* _REQUIREMENT_:
Can you write out all the lines word for word, with no pictures?

▬▬▬▬▬▬▬▬▬▬

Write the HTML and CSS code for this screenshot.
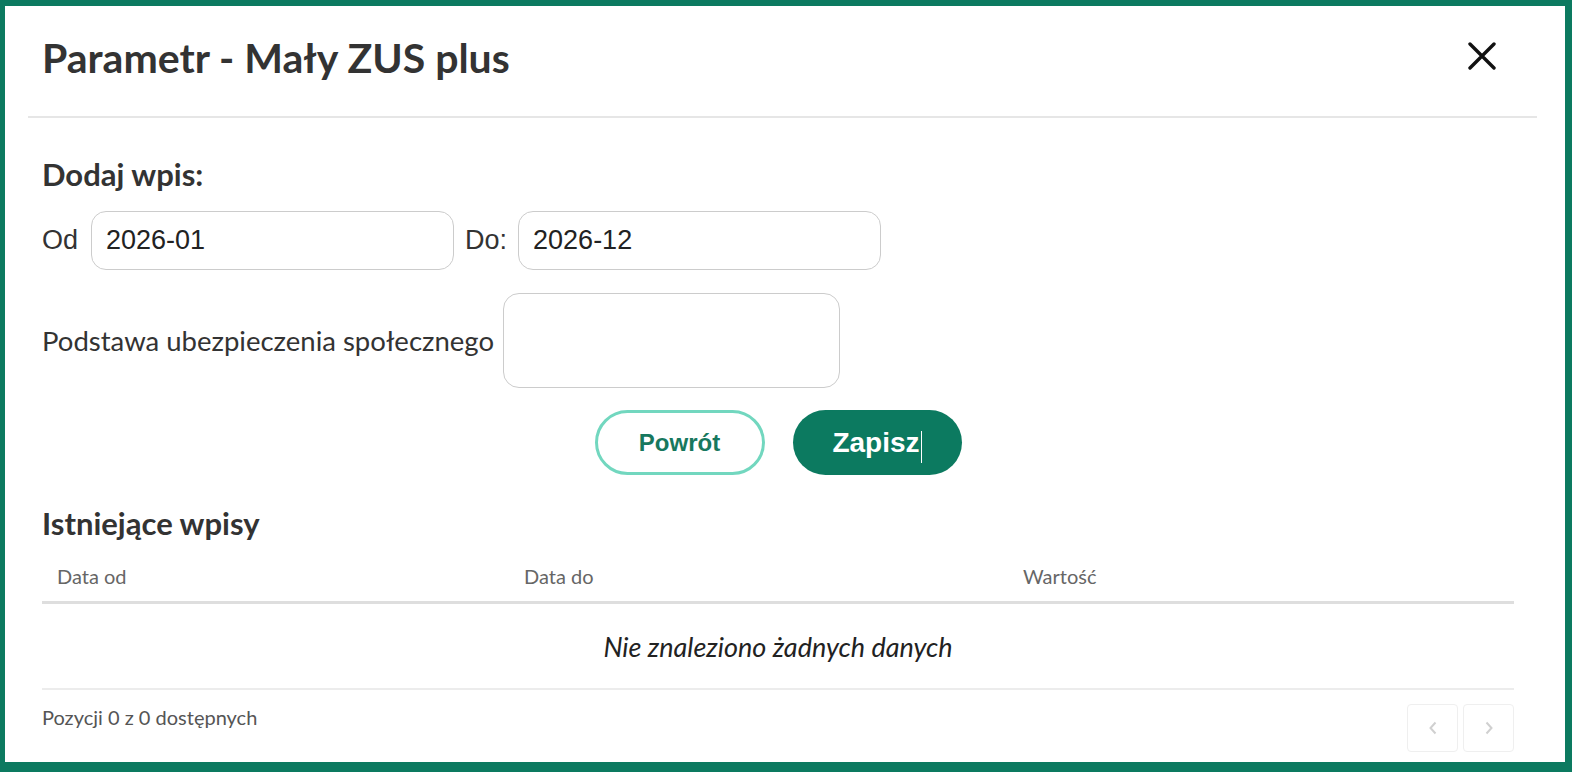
FILE: index.html
```html
<!DOCTYPE html>
<html lang="pl">
<head>
<meta charset="utf-8">
<title>Parametr - Mały ZUS plus</title>
<link rel="stylesheet" href="styles.css">
</head>
<body>
<div class="modal">
  <header class="modal-header">
    <h1 class="modal-title">Parametr - Mały ZUS plus</h1>
    <button class="close" type="button" aria-label="Zamknij">
      <svg width="30" height="28" viewBox="0 0 30 28"><path d="M3 2 L27 26 M27 2 L3 26" stroke="#111" stroke-width="3.4" stroke-linecap="round"/></svg>
    </button>
  </header>
  <div class="modal-body">
    <h2 class="section-title">Dodaj wpis:</h2>
    <div class="row">
      <label class="lbl lbl-first">Od</label>
      <input class="input date" type="text" value="2026-01">
      <label class="lbl">Do:</label>
      <input class="input date" type="text" value="2026-12">
    </div>
    <div class="row row-base">
      <label class="lbl lbl-lato">Podstawa ubezpieczenia społecznego</label>
      <input class="input tall" type="text" value="">
    </div>
    <div class="actions">
      <button class="btn btn-outline" type="button">Powrót</button>
      <button class="btn btn-primary" type="button">Zapisz<span class="caret"></span></button>
    </div>
    <h2 class="section-title existing">Istniejące wpisy</h2>
    <div class="table">
      <div class="thead">
        <div class="th">Data od</div>
        <div class="th">Data do</div>
        <div class="th">Wartość</div>
      </div>
      <div class="empty">Nie znaleziono żadnych danych</div>
    </div>
    <div class="footer">
      <span class="info">Pozycji 0 z 0 dostępnych</span>
      <div class="pager">
        <button class="page" type="button" aria-label="Poprzednia"><svg width="10" height="16" viewBox="0 0 10 16"><path d="M7.5 2.5 L2.5 8 L7.5 13.5" fill="none" stroke="#d0d0d0" stroke-width="2"/></svg></button>
        <button class="page" type="button" aria-label="Następna"><svg width="10" height="16" viewBox="0 0 10 16"><path d="M2.5 2.5 L7.5 8 L2.5 13.5" fill="none" stroke="#d0d0d0" stroke-width="2"/></svg></button>
      </div>
    </div>
  </div>
</div>
</body>
</html>
```
FILE: styles.css
```css
* { box-sizing: border-box; }
html, body { margin: 0; padding: 0; background: #fff; }
.modal {
  width: 1572px;
  height: 772px;
  border-style: solid;
  border-color: #0c7a60;
  border-width: 6px 7px 10px 5px;
  background: #fff;
  display: flex;
  flex-direction: column;
  font-family: Lato, "Liberation Sans", sans-serif;
  color: #333;
}
.modal-header {
  height: 112px;
  margin: 0 28px 0 23px;
  padding: 0 40px 0 14px;
  border-bottom: 2px solid #e6e6e6;
  display: flex;
  align-items: center;
  justify-content: space-between;
}
.modal-title {
  margin: 0;
  font-size: 41px;
  font-weight: 700;
  color: #333;
  line-height: 1;
  padding-bottom: 8px;
}
.close {
  border: 0;
  background: none;
  padding: 0;
  width: 30px;
  height: 28px;
  display: flex;
  cursor: pointer;
  margin-bottom: 10px;
}
.modal-body {
  padding: 38px 51px 0 37px;
  display: flex;
  flex-direction: column;
}
.section-title {
  margin: 0;
  font-size: 31px;
  font-weight: 700;
  line-height: 36px;
  color: #333;
}
.row {
  display: flex;
  align-items: center;
  gap: 11px;
  margin-top: 19px;
}
.row-base { margin-top: 23px; gap: 9px; }
.lbl {
  font-family: "Liberation Sans", Arial, sans-serif;
  font-size: 27px;
  color: #333;
}
.lbl-first { margin-right: 2px; }
.lbl-lato { font-family: Lato, sans-serif; font-size: 27.5px; }
.input {
  font-family: "Liberation Sans", Arial, sans-serif;
  font-size: 27px;
  color: #222;
  border: 1px solid #cccccc;
  border-radius: 15px;
  background: #fff;
  outline: none;
  padding: 0 14px;
}
.date { width: 363px; height: 59px; }
.tall { width: 337px; height: 95px; border-radius: 16px; }
.actions {
  display: flex;
  justify-content: center;
  gap: 28px;
  margin-top: 22px;
}
.btn {
  width: 170px;
  height: 65px;
  border-radius: 33px;
  font-family: "Liberation Sans", Arial, sans-serif;
  font-weight: 700;
  cursor: pointer;
  display: flex;
  align-items: center;
  justify-content: center;
}
.btn-outline {
  background: #fff;
  border: 3px solid #72d7bf;
  color: #17785e;
  font-size: 24px;
}
.btn-primary {
  background: #0c7a60;
  border: 0;
  color: #fff;
  font-size: 28px;
  width: 169px;
}
.caret {
  display: inline-block;
  width: 1px;
  height: 32px;
  background: #fff;
  margin-left: 1px;
  margin-bottom: -8px;
}
.existing { margin-top: 30px; }
.table { margin-top: 10px; }
.thead {
  display: grid;
  grid-template-columns: 467px 499px 1fr;
  border-bottom: 3px solid #dedede;
  height: 53px;
  align-items: center;
}
.th {
  padding-left: 15px;
  font-size: 20px;
  color: #666;
}
.empty {
  height: 86px;
  border-bottom: 2px solid #ececec;
  display: flex;
  align-items: center;
  justify-content: center;
  font-style: italic;
  font-size: 27px;
  color: #222;
}
.footer {
  display: flex;
  justify-content: space-between;
  align-items: flex-start;
  margin-top: 14px;
}
.info { font-size: 20px; line-height: 24px; color: #555; padding-top: 1px; }
.pager { display: flex; gap: 5px; }
.page {
  width: 51px;
  height: 48px;
  border: 1px solid #efefef;
  border-radius: 4px;
  background: #fff;
  display: flex;
  align-items: center;
  justify-content: center;
  padding: 0;
}
```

▬▬▬▬▬▬▬▬▬▬

* _TASK RESULT_:
Write the HTML and CSS code for this screenshot.
FILE: index.html
```html
<!DOCTYPE html>
<html lang="pl">
<head>
<meta charset="utf-8">
<title>Parametr - Mały ZUS plus</title>
<link rel="stylesheet" href="styles.css">
</head>
<body>
<div class="modal">
  <header class="modal-header">
    <h1 class="modal-title">Parametr - Mały ZUS plus</h1>
    <button class="close" type="button" aria-label="Zamknij">
      <svg width="30" height="28" viewBox="0 0 30 28"><path d="M3 2 L27 26 M27 2 L3 26" stroke="#111" stroke-width="3.4" stroke-linecap="round"/></svg>
    </button>
  </header>
  <div class="modal-body">
    <h2 class="section-title">Dodaj wpis:</h2>
    <div class="row">
      <label class="lbl lbl-first">Od</label>
      <input class="input date" type="text" value="2026-01">
      <label class="lbl">Do:</label>
      <input class="input date" type="text" value="2026-12">
    </div>
    <div class="row row-base">
      <label class="lbl lbl-lato">Podstawa ubezpieczenia społecznego</label>
      <input class="input tall" type="text" value="">
    </div>
    <div class="actions">
      <button class="btn btn-outline" type="button">Powrót</button>
      <button class="btn btn-primary" type="button">Zapisz<span class="caret"></span></button>
    </div>
    <h2 class="section-title existing">Istniejące wpisy</h2>
    <div class="table">
      <div class="thead">
        <div class="th">Data od</div>
        <div class="th">Data do</div>
        <div class="th">Wartość</div>
      </div>
      <div class="empty">Nie znaleziono żadnych danych</div>
    </div>
    <div class="footer">
      <span class="info">Pozycji 0 z 0 dostępnych</span>
      <div class="pager">
        <button class="page" type="button" aria-label="Poprzednia"><svg width="10" height="16" viewBox="0 0 10 16"><path d="M7.5 2.5 L2.5 8 L7.5 13.5" fill="none" stroke="#d0d0d0" stroke-width="2"/></svg></button>
        <button class="page" type="button" aria-label="Następna"><svg width="10" height="16" viewBox="0 0 10 16"><path d="M2.5 2.5 L7.5 8 L2.5 13.5" fill="none" stroke="#d0d0d0" stroke-width="2"/></svg></button>
      </div>
    </div>
  </div>
</div>
</body>
</html>
```
FILE: styles.css
```css
* { box-sizing: border-box; }
html, body { margin: 0; padding: 0; background: #fff; }
.modal {
  width: 1572px;
  height: 772px;
  border-style: solid;
  border-color: #0c7a60;
  border-width: 6px 7px 10px 5px;
  background: #fff;
  display: flex;
  flex-direction: column;
  font-family: Lato, "Liberation Sans", sans-serif;
  color: #333;
}
.modal-header {
  height: 112px;
  margin: 0 28px 0 23px;
  padding: 0 40px 0 14px;
  border-bottom: 2px solid #e6e6e6;
  display: flex;
  align-items: center;
  justify-content: space-between;
}
.modal-title {
  margin: 0;
  font-size: 41px;
  font-weight: 700;
  color: #333;
  line-height: 1;
  padding-bottom: 8px;
}
.close {
  border: 0;
  background: none;
  padding: 0;
  width: 30px;
  height: 28px;
  display: flex;
  cursor: pointer;
  margin-bottom: 10px;
}
.modal-body {
  padding: 38px 51px 0 37px;
  display: flex;
  flex-direction: column;
}
.section-title {
  margin: 0;
  font-size: 31px;
  font-weight: 700;
  line-height: 36px;
  color: #333;
}
.row {
  display: flex;
  align-items: center;
  gap: 11px;
  margin-top: 19px;
}
.row-base { margin-top: 23px; gap: 9px; }
.lbl {
  font-family: "Liberation Sans", Arial, sans-serif;
  font-size: 27px;
  color: #333;
}
.lbl-first { margin-right: 2px; }
.lbl-lato { font-family: Lato, sans-serif; font-size: 27.5px; }
.input {
  font-family: "Liberation Sans", Arial, sans-serif;
  font-size: 27px;
  color: #222;
  border: 1px solid #cccccc;
  border-radius: 15px;
  background: #fff;
  outline: none;
  padding: 0 14px;
}
.date { width: 363px; height: 59px; }
.tall { width: 337px; height: 95px; border-radius: 16px; }
.actions {
  display: flex;
  justify-content: center;
  gap: 28px;
  margin-top: 22px;
}
.btn {
  width: 170px;
  height: 65px;
  border-radius: 33px;
  font-family: "Liberation Sans", Arial, sans-serif;
  font-weight: 700;
  cursor: pointer;
  display: flex;
  align-items: center;
  justify-content: center;
}
.btn-outline {
  background: #fff;
  border: 3px solid #72d7bf;
  color: #17785e;
  font-size: 24px;
}
.btn-primary {
  background: #0c7a60;
  border: 0;
  color: #fff;
  font-size: 28px;
  width: 169px;
}
.caret {
  display: inline-block;
  width: 1px;
  height: 32px;
  background: #fff;
  margin-left: 1px;
  margin-bottom: -8px;
}
.existing { margin-top: 30px; }
.table { margin-top: 10px; }
.thead {
  display: grid;
  grid-template-columns: 467px 499px 1fr;
  border-bottom: 3px solid #dedede;
  height: 53px;
  align-items: center;
}
.th {
  padding-left: 15px;
  font-size: 20px;
  color: #666;
}
.empty {
  height: 86px;
  border-bottom: 2px solid #ececec;
  display: flex;
  align-items: center;
  justify-content: center;
  font-style: italic;
  font-size: 27px;
  color: #222;
}
.footer {
  display: flex;
  justify-content: space-between;
  align-items: flex-start;
  margin-top: 14px;
}
.info { font-size: 20px; line-height: 24px; color: #555; padding-top: 1px; }
.pager { display: flex; gap: 5px; }
.page {
  width: 51px;
  height: 48px;
  border: 1px solid #efefef;
  border-radius: 4px;
  background: #fff;
  display: flex;
  align-items: center;
  justify-content: center;
  padding: 0;
}
```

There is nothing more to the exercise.